= The request =
Reproduce exactly, with no pictures, each line from the opening of the material down through the line containing "const angles = [0, 45, 90, 135, 180, 225, 270, 315];".

= Source excerpt =
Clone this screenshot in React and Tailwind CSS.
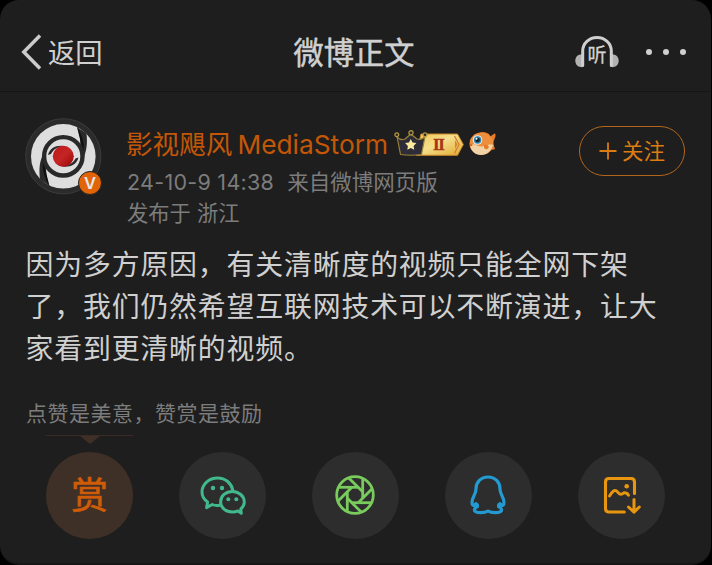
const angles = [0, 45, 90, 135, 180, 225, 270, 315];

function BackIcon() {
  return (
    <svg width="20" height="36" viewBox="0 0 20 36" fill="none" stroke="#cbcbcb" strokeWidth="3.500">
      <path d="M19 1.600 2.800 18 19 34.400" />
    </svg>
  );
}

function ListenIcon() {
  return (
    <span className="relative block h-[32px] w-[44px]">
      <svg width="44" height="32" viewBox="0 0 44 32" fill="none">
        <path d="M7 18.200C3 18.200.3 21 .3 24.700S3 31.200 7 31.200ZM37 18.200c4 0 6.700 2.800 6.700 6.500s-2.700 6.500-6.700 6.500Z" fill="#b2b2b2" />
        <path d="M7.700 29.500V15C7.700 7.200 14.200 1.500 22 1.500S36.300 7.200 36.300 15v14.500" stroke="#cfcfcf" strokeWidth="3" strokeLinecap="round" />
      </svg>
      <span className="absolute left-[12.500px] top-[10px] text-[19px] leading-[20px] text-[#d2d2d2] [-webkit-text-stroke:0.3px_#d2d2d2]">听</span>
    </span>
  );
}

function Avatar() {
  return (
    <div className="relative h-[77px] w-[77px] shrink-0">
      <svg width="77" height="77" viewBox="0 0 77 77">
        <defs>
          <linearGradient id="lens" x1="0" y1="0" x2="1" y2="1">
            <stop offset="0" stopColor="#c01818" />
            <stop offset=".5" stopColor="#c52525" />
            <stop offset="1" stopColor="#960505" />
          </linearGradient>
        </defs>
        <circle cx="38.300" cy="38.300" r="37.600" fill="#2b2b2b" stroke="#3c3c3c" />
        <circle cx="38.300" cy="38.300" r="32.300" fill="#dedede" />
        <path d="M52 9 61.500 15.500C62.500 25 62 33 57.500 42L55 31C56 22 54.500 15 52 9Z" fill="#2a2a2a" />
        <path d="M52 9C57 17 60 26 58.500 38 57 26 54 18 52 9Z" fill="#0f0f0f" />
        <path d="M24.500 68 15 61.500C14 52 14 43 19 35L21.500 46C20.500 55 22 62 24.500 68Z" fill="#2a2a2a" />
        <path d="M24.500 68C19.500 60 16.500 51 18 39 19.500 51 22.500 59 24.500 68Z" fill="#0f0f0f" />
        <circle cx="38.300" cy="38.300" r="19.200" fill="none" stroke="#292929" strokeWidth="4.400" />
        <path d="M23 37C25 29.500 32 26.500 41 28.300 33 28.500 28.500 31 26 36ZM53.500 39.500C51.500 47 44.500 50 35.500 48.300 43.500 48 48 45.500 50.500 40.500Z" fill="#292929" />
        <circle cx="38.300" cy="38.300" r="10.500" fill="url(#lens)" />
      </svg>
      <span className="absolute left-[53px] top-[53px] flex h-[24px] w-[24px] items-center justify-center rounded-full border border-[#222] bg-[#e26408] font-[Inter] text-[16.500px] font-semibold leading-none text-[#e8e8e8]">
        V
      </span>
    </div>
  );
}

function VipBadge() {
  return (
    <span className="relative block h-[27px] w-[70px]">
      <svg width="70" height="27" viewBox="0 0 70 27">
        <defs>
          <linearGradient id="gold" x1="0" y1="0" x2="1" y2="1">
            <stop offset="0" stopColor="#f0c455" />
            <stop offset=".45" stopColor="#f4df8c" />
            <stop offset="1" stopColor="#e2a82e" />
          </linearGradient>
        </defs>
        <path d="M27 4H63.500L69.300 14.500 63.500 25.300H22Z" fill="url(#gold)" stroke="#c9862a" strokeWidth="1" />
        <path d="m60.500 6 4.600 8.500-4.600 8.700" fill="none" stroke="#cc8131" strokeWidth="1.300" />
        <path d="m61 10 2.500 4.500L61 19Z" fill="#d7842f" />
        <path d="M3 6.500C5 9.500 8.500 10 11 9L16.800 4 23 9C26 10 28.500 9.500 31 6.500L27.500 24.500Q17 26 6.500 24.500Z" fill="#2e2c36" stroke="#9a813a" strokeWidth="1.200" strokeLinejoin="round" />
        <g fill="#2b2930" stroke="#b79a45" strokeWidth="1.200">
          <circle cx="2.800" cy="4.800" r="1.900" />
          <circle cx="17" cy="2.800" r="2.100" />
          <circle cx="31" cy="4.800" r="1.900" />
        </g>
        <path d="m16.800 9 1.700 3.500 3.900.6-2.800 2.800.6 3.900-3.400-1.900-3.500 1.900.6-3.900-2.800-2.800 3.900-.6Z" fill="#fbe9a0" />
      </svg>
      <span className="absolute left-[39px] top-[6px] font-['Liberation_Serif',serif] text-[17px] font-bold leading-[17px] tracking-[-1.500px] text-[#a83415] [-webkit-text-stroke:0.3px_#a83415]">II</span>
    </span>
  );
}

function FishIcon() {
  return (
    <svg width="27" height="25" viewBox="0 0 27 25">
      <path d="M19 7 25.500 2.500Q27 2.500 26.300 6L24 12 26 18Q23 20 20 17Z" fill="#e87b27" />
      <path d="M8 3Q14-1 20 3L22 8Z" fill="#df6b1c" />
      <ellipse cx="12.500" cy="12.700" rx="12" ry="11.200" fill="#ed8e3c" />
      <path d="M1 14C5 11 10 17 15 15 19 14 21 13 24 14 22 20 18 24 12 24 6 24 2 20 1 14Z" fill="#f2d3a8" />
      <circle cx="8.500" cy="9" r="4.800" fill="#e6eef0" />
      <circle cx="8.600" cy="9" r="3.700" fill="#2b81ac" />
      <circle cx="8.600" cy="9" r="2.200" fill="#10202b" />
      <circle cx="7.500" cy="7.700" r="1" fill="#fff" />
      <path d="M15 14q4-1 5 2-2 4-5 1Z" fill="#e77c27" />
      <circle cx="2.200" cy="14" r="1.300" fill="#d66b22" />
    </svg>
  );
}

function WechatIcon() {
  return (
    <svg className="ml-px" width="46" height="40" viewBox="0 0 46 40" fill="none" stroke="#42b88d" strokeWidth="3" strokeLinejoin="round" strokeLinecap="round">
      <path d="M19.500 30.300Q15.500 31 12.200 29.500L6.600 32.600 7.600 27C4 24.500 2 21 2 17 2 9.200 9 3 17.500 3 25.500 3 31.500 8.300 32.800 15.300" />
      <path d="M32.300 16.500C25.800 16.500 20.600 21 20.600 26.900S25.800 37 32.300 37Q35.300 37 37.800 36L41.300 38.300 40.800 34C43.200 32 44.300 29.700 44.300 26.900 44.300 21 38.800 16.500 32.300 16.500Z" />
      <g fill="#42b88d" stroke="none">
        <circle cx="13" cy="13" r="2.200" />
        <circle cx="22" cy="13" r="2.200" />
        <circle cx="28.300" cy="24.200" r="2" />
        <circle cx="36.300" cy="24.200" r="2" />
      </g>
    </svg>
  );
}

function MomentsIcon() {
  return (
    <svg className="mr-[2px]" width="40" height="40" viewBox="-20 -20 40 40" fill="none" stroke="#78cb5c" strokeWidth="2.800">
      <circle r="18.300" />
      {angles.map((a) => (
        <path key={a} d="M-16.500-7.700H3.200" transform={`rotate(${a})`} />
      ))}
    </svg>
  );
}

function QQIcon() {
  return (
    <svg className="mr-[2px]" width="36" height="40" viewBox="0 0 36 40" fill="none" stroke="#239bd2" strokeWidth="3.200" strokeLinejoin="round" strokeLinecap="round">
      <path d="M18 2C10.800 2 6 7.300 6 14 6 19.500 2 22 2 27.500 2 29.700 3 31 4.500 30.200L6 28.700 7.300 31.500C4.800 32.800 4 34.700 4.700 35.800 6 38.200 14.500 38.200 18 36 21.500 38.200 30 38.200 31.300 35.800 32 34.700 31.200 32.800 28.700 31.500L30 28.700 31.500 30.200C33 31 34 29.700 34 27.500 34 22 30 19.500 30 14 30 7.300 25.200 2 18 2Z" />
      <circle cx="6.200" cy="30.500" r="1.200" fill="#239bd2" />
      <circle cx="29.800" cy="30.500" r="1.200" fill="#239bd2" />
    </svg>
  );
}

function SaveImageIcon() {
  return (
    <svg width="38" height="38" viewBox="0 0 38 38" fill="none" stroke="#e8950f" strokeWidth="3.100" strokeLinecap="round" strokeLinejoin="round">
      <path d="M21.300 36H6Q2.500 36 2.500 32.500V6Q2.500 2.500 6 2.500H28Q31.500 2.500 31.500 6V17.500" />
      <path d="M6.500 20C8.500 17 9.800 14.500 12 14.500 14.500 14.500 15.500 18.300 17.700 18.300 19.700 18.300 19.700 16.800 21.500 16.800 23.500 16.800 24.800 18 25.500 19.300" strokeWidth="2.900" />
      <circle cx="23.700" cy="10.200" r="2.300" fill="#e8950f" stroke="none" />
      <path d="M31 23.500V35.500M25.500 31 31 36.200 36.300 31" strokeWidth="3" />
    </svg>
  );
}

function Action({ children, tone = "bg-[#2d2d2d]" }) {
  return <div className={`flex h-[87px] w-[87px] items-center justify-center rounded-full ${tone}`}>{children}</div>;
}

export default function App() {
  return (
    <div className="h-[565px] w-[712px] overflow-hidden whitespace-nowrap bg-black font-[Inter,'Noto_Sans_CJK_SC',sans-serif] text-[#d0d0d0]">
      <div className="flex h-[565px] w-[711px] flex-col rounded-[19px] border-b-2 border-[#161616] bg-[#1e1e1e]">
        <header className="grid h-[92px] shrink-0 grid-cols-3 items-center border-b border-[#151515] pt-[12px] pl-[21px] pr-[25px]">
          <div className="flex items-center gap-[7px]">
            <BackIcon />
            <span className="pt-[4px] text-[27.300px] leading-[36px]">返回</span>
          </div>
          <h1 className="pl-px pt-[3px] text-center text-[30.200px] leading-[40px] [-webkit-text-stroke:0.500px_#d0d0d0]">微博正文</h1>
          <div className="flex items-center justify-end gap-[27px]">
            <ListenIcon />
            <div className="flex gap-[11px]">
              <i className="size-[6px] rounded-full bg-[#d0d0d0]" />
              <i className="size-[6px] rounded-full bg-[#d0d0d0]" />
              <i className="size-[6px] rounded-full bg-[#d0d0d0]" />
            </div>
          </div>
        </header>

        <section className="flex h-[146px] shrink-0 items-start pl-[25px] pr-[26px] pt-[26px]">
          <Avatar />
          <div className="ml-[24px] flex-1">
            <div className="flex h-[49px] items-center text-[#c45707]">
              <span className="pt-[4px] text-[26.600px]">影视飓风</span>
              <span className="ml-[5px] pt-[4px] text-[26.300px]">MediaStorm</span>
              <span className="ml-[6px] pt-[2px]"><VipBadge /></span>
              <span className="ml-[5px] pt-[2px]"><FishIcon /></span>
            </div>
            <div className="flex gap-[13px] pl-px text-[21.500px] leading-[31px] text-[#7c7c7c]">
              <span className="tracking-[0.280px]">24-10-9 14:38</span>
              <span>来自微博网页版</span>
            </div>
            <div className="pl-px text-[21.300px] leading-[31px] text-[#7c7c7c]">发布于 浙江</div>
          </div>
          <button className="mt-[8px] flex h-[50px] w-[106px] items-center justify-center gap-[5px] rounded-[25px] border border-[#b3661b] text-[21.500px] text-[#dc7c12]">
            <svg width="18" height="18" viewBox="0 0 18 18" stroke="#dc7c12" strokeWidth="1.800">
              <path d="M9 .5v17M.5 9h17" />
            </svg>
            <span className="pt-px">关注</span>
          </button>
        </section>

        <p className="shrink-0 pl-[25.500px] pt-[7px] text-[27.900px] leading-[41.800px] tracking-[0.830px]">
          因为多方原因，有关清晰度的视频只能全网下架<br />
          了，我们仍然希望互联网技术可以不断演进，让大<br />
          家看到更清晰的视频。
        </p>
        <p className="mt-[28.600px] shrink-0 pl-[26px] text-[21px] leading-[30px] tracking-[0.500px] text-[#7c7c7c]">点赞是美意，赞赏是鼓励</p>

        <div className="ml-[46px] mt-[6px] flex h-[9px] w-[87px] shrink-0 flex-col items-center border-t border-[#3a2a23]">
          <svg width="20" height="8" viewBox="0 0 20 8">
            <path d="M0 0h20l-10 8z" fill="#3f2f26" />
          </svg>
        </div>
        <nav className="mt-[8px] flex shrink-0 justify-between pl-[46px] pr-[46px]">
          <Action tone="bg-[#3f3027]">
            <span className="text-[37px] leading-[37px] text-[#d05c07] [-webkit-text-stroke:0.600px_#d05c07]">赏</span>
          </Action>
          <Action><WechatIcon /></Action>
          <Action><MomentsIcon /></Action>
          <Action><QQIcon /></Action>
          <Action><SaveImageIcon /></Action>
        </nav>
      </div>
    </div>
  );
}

= Response for this exercise =
Clone this screenshot in React and Tailwind CSS.
const angles = [0, 45, 90, 135, 180, 225, 270, 315];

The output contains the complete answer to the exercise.